Although in my case simply removing the fsync
call provided significant performance improvements, I’m curious about other strategies for mitigating the expensive cost of fsync
Direct I/O
One potential approach is to use Direct I/O, which bypasses the page cache and directly transfers data between the application and the block device. This could potentially reduce the overhead of fsync
, as there would be no need to flush dirty pages. To validate this idea, I wrote the following code
int
direct_write_fsync() {
if (clr_pgcache() != 0) {
printf("Failed to clear page cache\n");
return -1;
}
// open many files, store the file descriptor in an array
int *fd = create_files(FILE_NUMBER, O_RDWR | O_CREAT | O_DIRECT);
MEASURE_TIME_START();
// each file write some bytes
for (int i = 0; i < FILE_NUMBER; i++) {
if (write(fd[i], Buffer, 200) != 200) {
printf("Failed to write to file\n");
return -1;
}
if (fsync(fd[i]) == -1) {
printf("Failed to fsync file\n");
return -1;
}
}
MEASURE_TIME_END();
if (close_files(fd, FILE_NUMBER) != 0) {
printf("Failed to close files\n");
return -1;
}
return MEASURE_TIME_MS();
}
Test | Direct I/O | Write(fsync) |
---|---|---|
Average Time | 153 ms | 154 ms |
Unfortunately, our experiments showed that Direct I/O didn’t provide significant performance improvements.
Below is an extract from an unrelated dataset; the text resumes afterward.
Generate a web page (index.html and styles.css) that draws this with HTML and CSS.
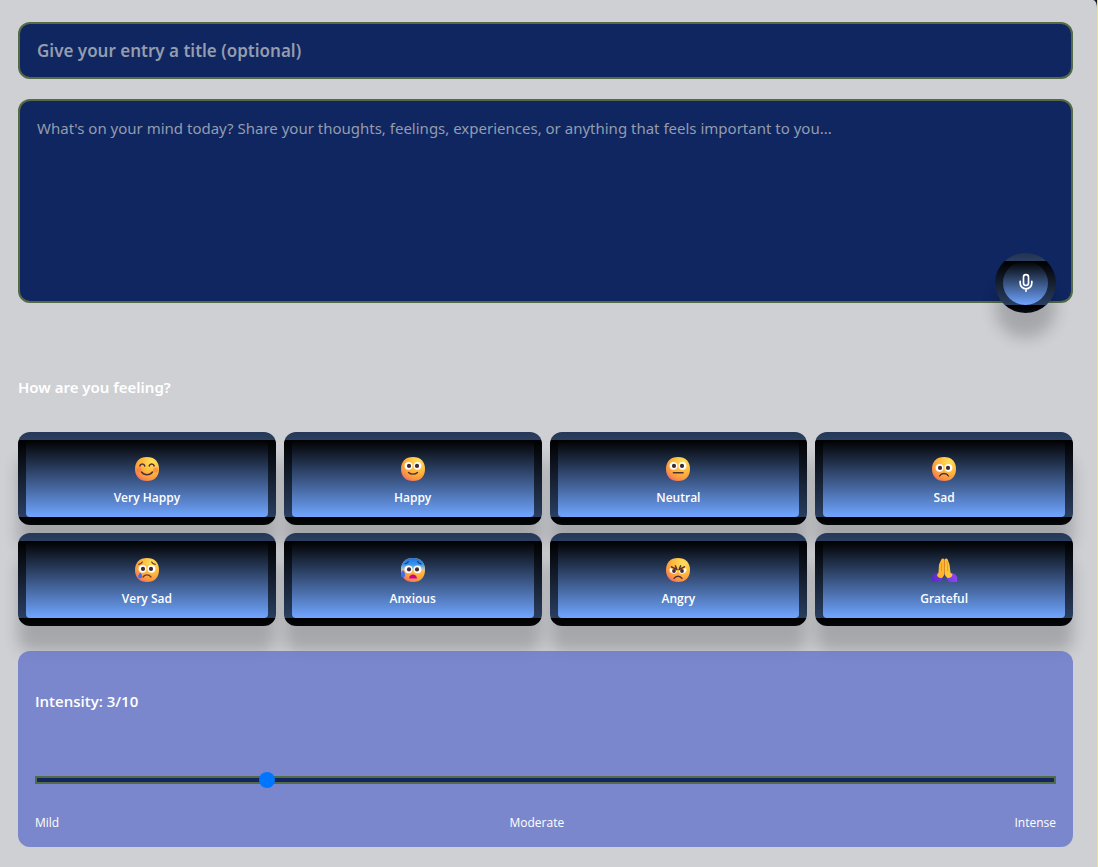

While it’s true that fsync
wouldn’t need to flush the page cache in this scenario, Direct I/O itself has increased overhead and may not fully utilize delayed allocation. As a result, the time saved by skipping page cache flushing was offset by the slower Direct I/O writes, leading to negligible overall performance gains
io_uring
Since fsync
involves synchronizing data from the system cache to the disk, which can be a bottleneck, we can explore using io_uring to potentially improve performance. Introduced in Linux kernel version 5.1, io_uring allows submitting asynchronous I/O operations. The kernel worker threads handle these operations and notify the user space when they complete. I won’t delve into the details of io_uring here, but you can refer to the Kernel Documentationfor further information. Below, I’ll showcase code that tests performance improvements using io_uring
int
io_uring() {
if (clr_pgcache() != 0) {
printf("Failed to clear page cache\n");
return -1;
}
int *fd = create_files(FILE_NUMBER, O_RDWR | O_CREAT);
struct io_uring ring;
if (setup_io_uring(&ring) != 0) {
printf("Failed to setup io_uring\n");
return -1;
}
MEASURE_TIME_START();
for (int i = 0; i < FILE_NUMBER; i++) {
submit_write_request(&ring, fd[i], 0, Buffer, BYTES_NUMBER);
submit_fsync_request(&ring, fd[i]);
}
wait_for_all_operations(&ring, 2 * FILE_NUMBER);
MEASURE_TIME_END();
close_files(fd, FILE_NUMBER);
return MEASURE_TIME_MS();
}
Test | Direct I/O | Write(fsync) | Io_uring |
---|---|---|---|
Average Time | 153 ms | 154 ms | 30 ms |
Our experimental results demonstrate that io_uring significantly improved performance. This is primarily due to the asynchronous nature of io_uring. Instead of waiting for each fsync
call to return, we can submit I/O requests and then process them all at once when there are no other tasks to handle
Lessons Learned
-
Avoid excessive file fragmentation.
Having too many files can quickly consume your operating system’s file descriptors and introduce higher latency compared to reading from or writing to a single file. You can find the experimental code here. If your critical data is split across multiple files, the situation worsens. You’ll spend significant time waiting for
fsync
to complete. Compared to the various problems caused by dividing data into multiple files, the minor advantage of multithreading is insignificant. -
Use
fsync
judiciously.fsync
is a resource-intensive system call. Use it sparingly but strategically. If you can’t recover your data file once it’s corrupted,fsync
is essential to ensure its integrity. Otherwise, avoid using it and implement a mechanism to regenerate the file if necessary. -
Harness the power of
io_uring
.io_uring
is a powerful and user-friendly tool. Consider incorporating it into your next project.